Hofstra University is abuzz with debate fever and awash in media this weekend. While Donald Trump and Hillary Clinton have their fans and committed voters, conventional thinking says the vote may hinge on their performances in THIS debate. And with the first of three presidential debates happening on the campus Monday, September 26, the grounds are swarming with reporters, producers, technicians, cameras, equipment, photographers, Secret Service and other law enforcement officers, plus thousands of miles of cable.


The debate stage under construction this weekend.

Dozens of temporary stages are being built with plywood and two-by-fours, ready to be dressed for their close-ups. All of this is in preparation for a 90-minute showdown between the two most disliked candidates in modern history, according to polls. Hundreds of Hofstra employees and students are being deployed to assist in the effort, working alongside the aforementioned media and support to make history happen on Monday. Estimated costs totaling four to five million dollars makes one wonder and debate: “Is it all worth it?”

One could argue that the time, expense and overall drain on campus resources suggest the answer is “no.” A minor but annoying controversy created by third party candidate Gary Johnson’s supporters on Facebook–calling for Hofstra not to host the debate because Johnson was not included, was unwelcome. The temporary inconvenience of shrinking numbers of parking spaces, loss of some athletic facilities, cancellation of Monday classes, and closed roads are also negatives.

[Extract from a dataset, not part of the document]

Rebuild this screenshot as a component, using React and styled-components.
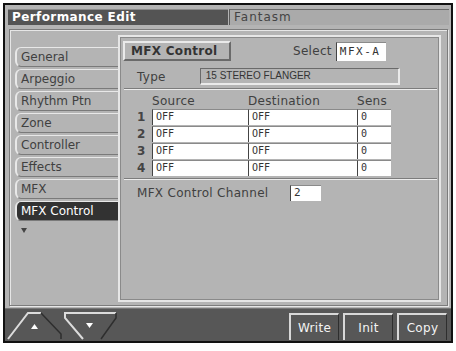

I say of course it’s worth it. Most if not all of the expenses are being covered by huge donations from two Hofstra alums. If you were to estimate the value of the publicity Hofstra will receive based on what advertising would cost for an equivalent number of mentions, views, and on-camera presence both nationally and internationally, it would reach hundreds of millions of dollars. The prestige this event brings to Hofstra is immeasurable, and the opportunities this brings to our students–to work alongside New York media pros, to be involved with political discourse and discussion, and to be a part of history–is an incomparable life experience.

So, debate the debate’s value to Hofstra. Your thoughts?


ResPect foR opponents

There are predictions that the first 2016 presidential debate, airing on September 26 live from Hofstra University, will be one of the most-watched TV programs in television history. It’s almost certainly not because Americans want the details of Hillary Clinton’s or Donald Trump’s fiscal, military or social policies. The true reason for the steroidal level of interest is our fascination with and desire to see potential fireworks between the two candidates. Will Trump resort to the nastiness he’s directed toward his opponents in past debates? Will Hillary try to take the high road or rather test Trump’s thin skin by insulting him? Will either say something that’ll significantly damage their campaign? And who will “win” the first debate?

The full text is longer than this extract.